Task: Carefully analyze the positions of the parties in this dispute. Be sure to succinctly identify the issue(s) in dispute. If you were the presiding judge, in this case how would you rule and why?
CASE # 3:
Massachusetts Bonding and Insurance Co. v. Lentz, 9 P.2d 408( Ariz. S.C. 1932)
Background: A contractor entered into a written agreement to construct a building according to plans a specifications prepared by the Architect, Nolan. It was expressly stipulated that the owner should not be liable for any extras or additions to the contract unless pursuant to a written order signed by the owner or a written order from the architect stating that the owner has authorized the change.
The architect orally approved some changes which were performed by the contractor. The contractor seeking to recover for these extras filed a court action arguing that the architect was acting as agent for the owner, and therefore the owner was bound by the requests for extras made by the architect.
Task: If you were the presiding judge, how would you rule in this case and why?
Would your decision have been different if the architect had signed the orders and stated that the owner had authorized them? In the latter case, would the owner have had any recourse? Explain.
Does the contractor have any recourse against the architect?
How would the contractor prove that the owner had waived the provision of the contract?
Case # 4
John, a consulting soil engineer, submitted a draft report on the soil conditions at a plant site to his client’s chief engineer. The chief engineer read the draft and indicated to John that he wanted several portions of the report changed so that the planned building could be designed with smaller, less expensive foundation. The chief engineer told John the allowable soil pressure value he wanted him to recommend in the final report.
Following this meeting John went back to his office to decide what to do. He believes he has the four alternatives as follows:
(a) Submit the draft soil report as the final report without any changes.
(b) Reexamine his field test data to see if the chief engineers desired allowable soil pressure value could be recommended. If so, he would do it. If not, he would leave the report as it is.
(c) Make changes requested by the client’s chief engineer and submit the final report.

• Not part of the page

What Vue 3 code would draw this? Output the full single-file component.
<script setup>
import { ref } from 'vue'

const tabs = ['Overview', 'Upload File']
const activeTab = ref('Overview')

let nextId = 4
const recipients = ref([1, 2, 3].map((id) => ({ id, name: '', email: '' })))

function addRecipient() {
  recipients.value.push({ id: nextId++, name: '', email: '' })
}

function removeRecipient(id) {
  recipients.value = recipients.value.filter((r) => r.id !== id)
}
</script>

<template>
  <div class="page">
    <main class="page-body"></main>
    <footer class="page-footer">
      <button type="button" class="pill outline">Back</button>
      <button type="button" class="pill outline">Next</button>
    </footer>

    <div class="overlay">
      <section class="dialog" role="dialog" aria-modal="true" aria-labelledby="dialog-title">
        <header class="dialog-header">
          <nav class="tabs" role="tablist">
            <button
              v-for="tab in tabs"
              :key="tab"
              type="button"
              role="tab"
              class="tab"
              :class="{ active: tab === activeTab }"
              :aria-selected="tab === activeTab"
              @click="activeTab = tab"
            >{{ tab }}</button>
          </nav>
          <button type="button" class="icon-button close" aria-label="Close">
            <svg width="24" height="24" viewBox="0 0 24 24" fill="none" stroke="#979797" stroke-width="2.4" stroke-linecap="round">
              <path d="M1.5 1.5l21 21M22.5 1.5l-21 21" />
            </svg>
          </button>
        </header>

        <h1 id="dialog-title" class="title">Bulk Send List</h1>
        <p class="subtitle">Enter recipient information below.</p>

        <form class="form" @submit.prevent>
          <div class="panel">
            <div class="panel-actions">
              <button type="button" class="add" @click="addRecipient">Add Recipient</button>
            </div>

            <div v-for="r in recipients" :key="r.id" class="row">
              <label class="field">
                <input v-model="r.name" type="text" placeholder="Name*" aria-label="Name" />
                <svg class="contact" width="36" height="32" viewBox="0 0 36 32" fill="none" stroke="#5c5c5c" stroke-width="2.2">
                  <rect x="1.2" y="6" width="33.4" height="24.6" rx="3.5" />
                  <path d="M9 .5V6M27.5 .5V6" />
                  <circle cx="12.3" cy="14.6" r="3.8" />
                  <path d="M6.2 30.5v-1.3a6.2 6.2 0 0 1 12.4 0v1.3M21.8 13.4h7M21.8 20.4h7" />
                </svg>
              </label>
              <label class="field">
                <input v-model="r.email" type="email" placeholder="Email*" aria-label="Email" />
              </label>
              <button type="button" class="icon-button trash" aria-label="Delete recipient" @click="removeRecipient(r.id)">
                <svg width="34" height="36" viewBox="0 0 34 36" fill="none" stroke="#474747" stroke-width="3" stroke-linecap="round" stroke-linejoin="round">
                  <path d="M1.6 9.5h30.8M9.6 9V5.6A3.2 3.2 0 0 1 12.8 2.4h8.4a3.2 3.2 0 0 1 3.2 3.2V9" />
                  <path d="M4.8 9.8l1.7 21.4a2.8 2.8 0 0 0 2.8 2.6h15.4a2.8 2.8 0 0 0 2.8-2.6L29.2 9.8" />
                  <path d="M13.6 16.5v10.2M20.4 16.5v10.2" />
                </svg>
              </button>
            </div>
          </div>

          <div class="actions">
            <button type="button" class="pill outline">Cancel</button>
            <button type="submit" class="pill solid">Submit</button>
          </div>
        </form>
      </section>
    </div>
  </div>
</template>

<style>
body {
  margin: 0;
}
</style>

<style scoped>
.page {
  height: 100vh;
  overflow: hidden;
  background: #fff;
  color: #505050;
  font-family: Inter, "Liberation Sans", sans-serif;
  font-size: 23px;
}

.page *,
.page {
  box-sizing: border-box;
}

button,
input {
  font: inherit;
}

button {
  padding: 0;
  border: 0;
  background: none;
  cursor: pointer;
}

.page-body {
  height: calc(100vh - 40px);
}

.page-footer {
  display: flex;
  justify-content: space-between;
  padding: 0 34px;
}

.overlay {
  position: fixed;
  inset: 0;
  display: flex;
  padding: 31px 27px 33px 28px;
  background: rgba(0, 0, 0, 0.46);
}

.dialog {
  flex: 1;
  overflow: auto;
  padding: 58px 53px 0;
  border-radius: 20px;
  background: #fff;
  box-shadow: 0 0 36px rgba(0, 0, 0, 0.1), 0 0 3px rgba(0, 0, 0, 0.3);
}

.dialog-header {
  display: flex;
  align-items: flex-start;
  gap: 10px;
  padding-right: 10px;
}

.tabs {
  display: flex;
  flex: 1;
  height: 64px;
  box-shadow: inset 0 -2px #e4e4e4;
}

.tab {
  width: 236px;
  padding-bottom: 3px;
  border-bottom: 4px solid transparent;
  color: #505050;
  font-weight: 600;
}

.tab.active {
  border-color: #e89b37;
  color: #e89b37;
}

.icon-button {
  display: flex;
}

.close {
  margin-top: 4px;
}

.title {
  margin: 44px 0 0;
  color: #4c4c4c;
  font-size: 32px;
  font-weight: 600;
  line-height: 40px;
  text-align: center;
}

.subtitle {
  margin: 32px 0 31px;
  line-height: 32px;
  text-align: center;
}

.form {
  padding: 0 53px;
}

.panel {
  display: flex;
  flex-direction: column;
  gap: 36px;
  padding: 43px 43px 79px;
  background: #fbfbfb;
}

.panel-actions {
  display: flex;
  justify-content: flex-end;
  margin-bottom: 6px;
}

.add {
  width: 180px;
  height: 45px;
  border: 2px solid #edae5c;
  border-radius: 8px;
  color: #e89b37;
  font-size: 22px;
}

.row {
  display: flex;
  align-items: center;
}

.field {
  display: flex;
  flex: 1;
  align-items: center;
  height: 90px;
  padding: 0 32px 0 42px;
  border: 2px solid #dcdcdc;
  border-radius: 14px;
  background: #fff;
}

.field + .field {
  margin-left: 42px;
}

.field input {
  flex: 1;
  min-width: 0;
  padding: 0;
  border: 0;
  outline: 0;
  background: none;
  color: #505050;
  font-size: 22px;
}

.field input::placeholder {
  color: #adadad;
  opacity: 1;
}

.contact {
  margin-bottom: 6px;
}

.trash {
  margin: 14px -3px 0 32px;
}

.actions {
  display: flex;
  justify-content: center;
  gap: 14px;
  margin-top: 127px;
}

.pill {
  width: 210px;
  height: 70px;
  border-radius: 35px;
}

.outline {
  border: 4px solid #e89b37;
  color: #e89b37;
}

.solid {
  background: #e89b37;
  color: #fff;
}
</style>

(d) Write to the president of his client’s firm and describe the request of the chief engineer. Advise the president that the draft report is being submitted as the final report.
Task:
Carefully analyze John’s dilemma and explain which, if any, of the four alternatives listed above John should take. In outlining your reasoning be sure to identify the applicable stipulations of the NSPE Code of Ethics.
Case # 5
The following incident allegedly occurred in the aircraft industry. A mechanical engineer from Company A had conducted tests of a certain aircraft tail assembly configuration in his company’s wind tunnel and knew that devastating vibrations could occur with that configuration under certain circumstances, leading to destruction of the aircraft. Later, at a professional meeting, Company A’s engineer heard an engineer from Company B, a competitor, describe a tail assembly configuration for one of Company B’s new aircraft which would run the risk of producing just the kind of vibrations which Company A’s engineer had discovered in his tests. However, the engineer from Company B does not seem to be aware of this potential problem. The engineer from Company A has an obligation, both as a matter of morals and of law, to maintain company confidentiality regarding Company A’s proprietary knowledge. On the other hand, engineers are supposed to bear a responsibility for public safety and welfare. If the engineer from Company A remains silent, Company B may not discover the possibility of the existence of destructive vibrations until a dreadful crash occurs, killing many people.
Tasks:
Discuss this case
makingsurethat among other things you address the following questions:
i)
What would you do if you were the engineer from Company A?
ii) What follow-up action would you take if your initial action was unsuccessful?
iii) What are the limits (if any) beyond which you would not go?
iv) Justify your reasoning by reference to the applicable clauses of the NSPE Code of Ethics.
PART V (a):
10 marks
An electrical contractor put together an estimate on an addition to a country club. The bid that was submitted to the general contractor on this cost reimbursable contract was $2,160,000 that represented a combination of $960, 000 in labor and $1,200,000 in material costs. Before a formal sub-contract agreement was signed, the project got delayed due to financing complications. The project was delayed for nearly a year. Later the general contractor asked the electrical contractor if the firm was still interested in working on the project. The response was that the firm was still interested, but that cost of materials had risen by $80,000 and that the bid should be commensurately be increased. This was accepted by the general contractor, who indicated that a formal subcontract agreement for $ 2,240,000 would be forth coming in the mail. Harry was the estimator was the estimator for the electrical contractor who negotiated this contract with the general contractor. Harry was approached by Aaron, a fellow estimator, who was concerned about the contract pricing arrangement. Aaron said that he had reexamined the estimate and discovered that the labor for one part of the project had been counted twice, resulting in an extra $60,000 in the bid. Harry said that this was just fortuitous for the company. The general contractor had accepted the original bid with the extra $60,000 in it and the new contract was no different. Aaron was suggesting that the $80,000 increase in material cost should be balanced against the $60,000 inflated amount in the labor costs. Harry did not agree.
Task:
Discuss this case. In particular how should this contracting company handle this dilemma? Is it unethical for the company to reap the benefits of its own estimating error? Which stipulations of the NSPE code of Ethics are applicable?
PART V(b): 10 marks
List at least five distinct attributes that you believe distinguish the professions from other occupations.
Is engineering a profession? How does it fit the social-contract model of the professions?
What is the role of licensure in the engineering profession? How important is the commitment to life-long learning in the engineering profession and why?